A few months ago Damon Hill was waiting in a lounge at Heathrow airport, watching the departure board for news of his scheduled flight to Cologne. He had been invited to the opening of a museum dedicated to the career of Michael Schumacher, his old rival. The flight was delayed. And then delayed some more.

He was sitting with another invited guest. This was Ross Brawn, the engineer who masterminded all of Schumacher’s seven world titles: two with Benetton, five with Ferrari, hardly one of them without controversy. “We’ve never really brought up some of the things that went on and that might be interesting to know,” Hill said on the phone this week. “But as you get older, you look back and it all seems mad. It’s so intense, everyone wants to win, and some people cross the boundary. It’s a choice people make.”

Schumacher, the winner of 91 Formula One grands prix and seven world championships, will be 50 years old on Thursday. Last week was the fifth anniversary of his disappearance from public view as a result of a brain injury suffered in a low-speed fall while skiing with his son in France. The poignancy of a life risked at 200mph for so long being seemingly destroyed by so banal an accident was missed by no one, particularly his erstwhile rivals.

Tribal loyalties usually lay behind the conflicting opinions on the way Schumacher conducted his career. In Germany and to the worldwide legion of Ferrari fans he was close to being a deity. Those supporting his fiercest rivals, who included not just Hill but Ayrton Senna, Jacques Villeneuve and Fernando Alonso, were not so fond of the tactics he and his team occasionally employed. But they will have found their feelings inevitably modified in the light of the tragedy that befell Schumacher and his family on the Combe de Saulire above Méribel on 29 December 2013.

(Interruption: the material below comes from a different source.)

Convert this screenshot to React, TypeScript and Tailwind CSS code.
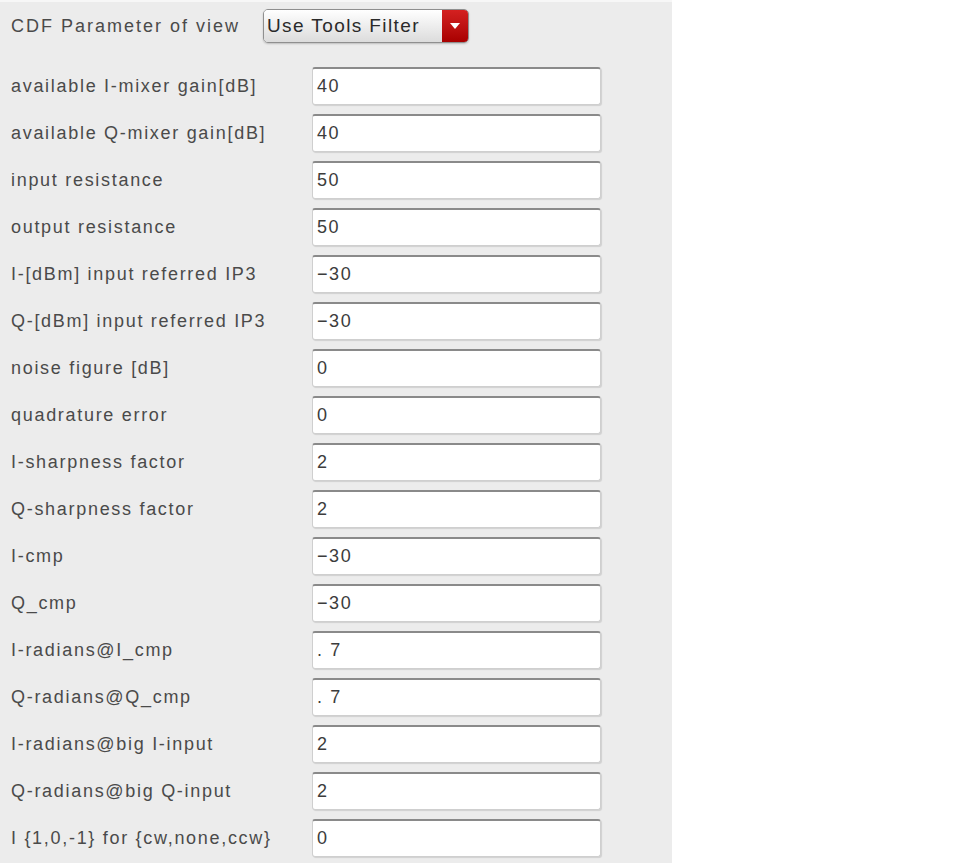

Hill’s initial sadness on hearing of the accident was complicated by an additional factor. He, too, has come to love skiing. When he heard that the accident had happened while Michael was on the slopes with his son, Mick, then aged 13, he felt a special sense of regret. “I would have loved to have gone skiing with my dad, you know?” he said on Monday. But his father, the double world champion Graham Hill, died in a plane crash in 1975, when his only son was 15.

Now, like Damon, young Mick Schumacher is following in his father’s wheeltracks. At 19 years old, after winning this year’s European Formula Three championship with eight victories from 30 starts, he is moving up in 2019 to Formula Two, just one rung away from the top level, in which his father made his debut at 22. That last leap, of course, usually turns out to be harder than all the earlier ones put together. And as yet no one knows whether Mick Schumacher has inherited the combination of qualities – great skill, endless appetite for hard work, ruthlessness – that drove his father to unprecedented success.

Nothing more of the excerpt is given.